However recently its being treated more as a stock and being stockpiled so I
no longer see people as willing to pay for different services etc with Bitcoin
as they used to because they can gain more value by waiting which goes against
Bitcoin's intent as an independent vehicle of value.

Even though one could argue that Bitcoin has the status of gold but gold is
not something one commonly trades or uses to buy food etc in a normal non-
disaster scenario.

EDIT: Because this comment is bringing a lot of attention, I would like to
reiterate my stance on Bitcoin.

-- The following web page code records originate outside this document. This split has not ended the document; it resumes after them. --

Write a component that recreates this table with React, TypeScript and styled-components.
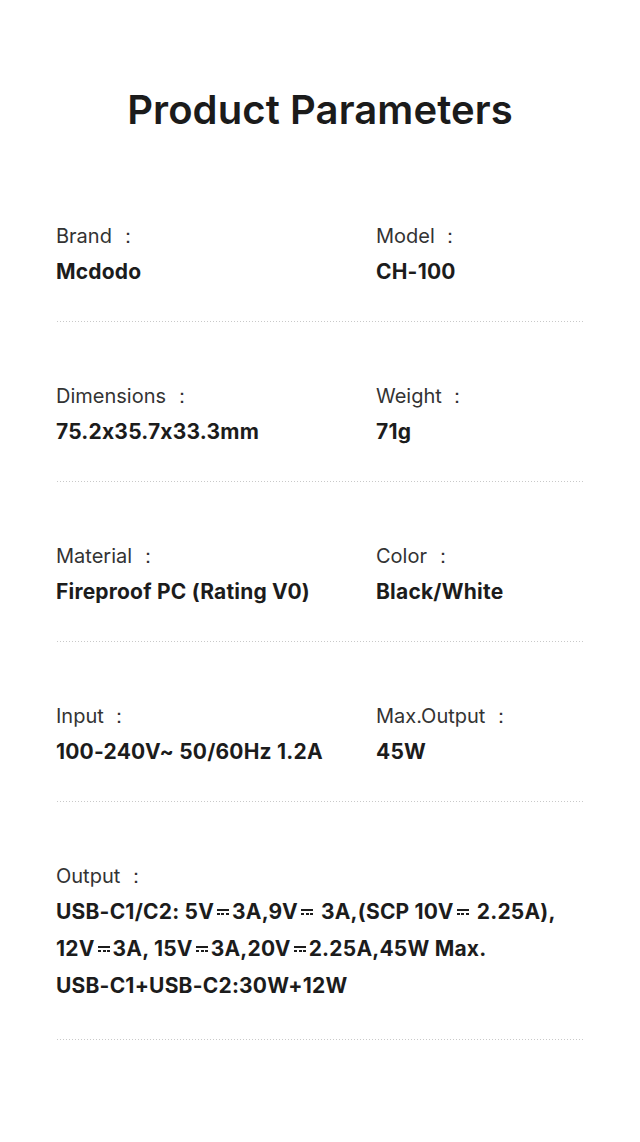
import React from "react";
import styled, { createGlobalStyle } from "styled-components";

const Global = createGlobalStyle`
  html, body { margin: 0; padding: 0; background: #ffffff; }
  body {
    font-family: Inter, "Noto Sans", "Liberation Sans", sans-serif;
    font-feature-settings: "calt" 0;
  }
`;

const Page = styled.div`
  width: 640px;
  min-height: 1142px;
  background: #ffffff;
  padding: 86px 56px 0 56px;
  box-sizing: border-box;
`;

const Title = styled.h1`
  margin: 0 0 88px 0;
  text-align: center;
  font-size: 40px;
  line-height: 48px;
  font-weight: 600;
  color: #1b1b1b;
  letter-spacing: 0.1px;
`;

const Row = styled.section<{ $pb: number }>`
  display: grid;
  grid-template-columns: 320px 1fr;
  width: 528px;
  padding-bottom: ${(p) => p.$pb}px;
  margin-bottom: 60px;
  background-image: radial-gradient(circle, #c9c9c9 0.7px, transparent 0.8px);
  background-size: 3px 1px;
  background-repeat: repeat-x;
  background-position: 0 100%;
`;

const Cell = styled.div<{ $span?: boolean }>`
  display: flex;
  flex-direction: column;
  gap: ${(p) => (p.$span ? 3 : 8)}px;
  grid-column: ${(p) => (p.$span ? "1 / -1" : "auto")};
`;

const Label = styled.div`
  font-size: 20px;
  line-height: 28px;
  font-weight: 400;
  color: #333333;
  white-space: nowrap;
`;

const Value = styled.div<{ $lh?: number }>`
  font-size: 21px;
  line-height: ${(p) => p.$lh ?? 28}px;
  font-weight: 700;
  color: #1c1c1c;
  white-space: nowrap;
  letter-spacing: 0.2px;
`;

const DC = styled.span`
  display: inline-block;
  position: relative;
  width: 12px;
  height: 6px;
  margin: 0 3px;
  vertical-align: 4px;
  border-top: 2px solid #1c1c1c;
  box-sizing: border-box;
  &::after {
    content: "";
    position: absolute;
    left: 0;
    right: 0;
    bottom: 0;
    height: 2px;
    background: repeating-linear-gradient(
      to right,
      #1c1c1c 0 3px,
      transparent 3px 4.5px
    );
  }
`;

const items: [string, string, string, string][] = [
  ["Brand", "Mcdodo", "Model", "CH-100"],
  ["Dimensions", "75.2x35.7x33.3mm", "Weight", "71g"],
  ["Material", "Fireproof PC (Rating V0)", "Color", "Black/White"],
  ["Input", "100-240V~ 50/60Hz 1.2A", "Max.Output", "45W"],
];

export default function App() {
  return (
    <>
      <Global />
      <Page>
        <Title>Product Parameters</Title>
        {items.map(([l1, v1, l2, v2]) => (
          <Row key={l1} $pb={36}>
            <Cell>
              <Label>{l1} ：</Label>
              <Value>{v1}</Value>
            </Cell>
            <Cell>
              <Label>{l2} ：</Label>
              <Value>{v2}</Value>
            </Cell>
          </Row>
        ))}
        <Row $pb={36}>
          <Cell $span>
            <Label>Output ：</Label>
            <Value $lh={37}>
              USB-C1/C2: 5V<DC />3A,9V<DC /> 3A,(SCP 10V<DC /> 2.25A),
              <br />
              12V<DC />3A, 15V<DC />3A,20V<DC />2.25A,45W Max.
              <br />
              USB-C1+USB-C2:30W+12W
            </Value>
          </Cell>
        </Row>
      </Page>
    </>
  );
}
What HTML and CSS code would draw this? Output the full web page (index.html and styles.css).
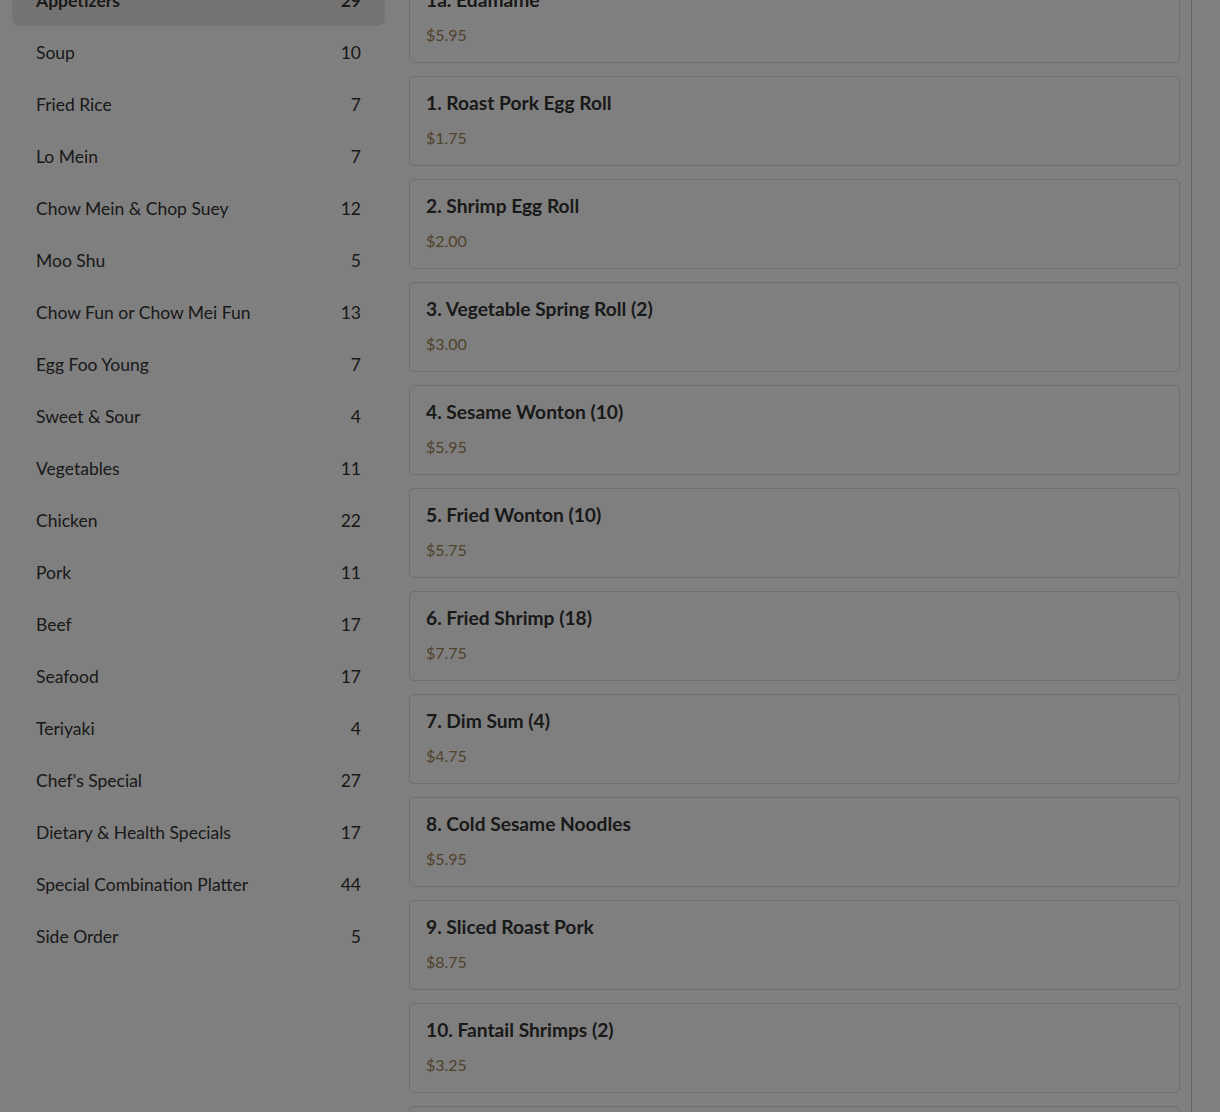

I'm supportive of Bitcoin, I would like a
decentralized currency that is not tied to the importance of any country or
government and as well can be used to foster trade between countries simply
because it is much easier to just buy foreign goods than in the current state
due to import duties, etc.

Moreover, I see the world moving towards more coming together as a whole than
fighting over lands and other issues that don't directly benefit humanity from
using Bitcoin.

However my problem is the fast-increasing price of bitcoin is increasingly
headed towards the playground of high net-worth individuals or
organizations/investment banks such as Goldman Sachs and no longer being able
to be traded between normal people who don't have their deep pockets or are
scared away by the pricing which prevents Bitcoin from becoming a worldwide
vehicle of value to be used for common transactions and sort of deviates from
the original intent.

I also know one can trade decimal value Bitcoin for food and it could the
volatile nature at play but it defeats the purpose if one needs to first check
the Bitcoin markets before deciding on an eventual decimal value amount for
the food paid.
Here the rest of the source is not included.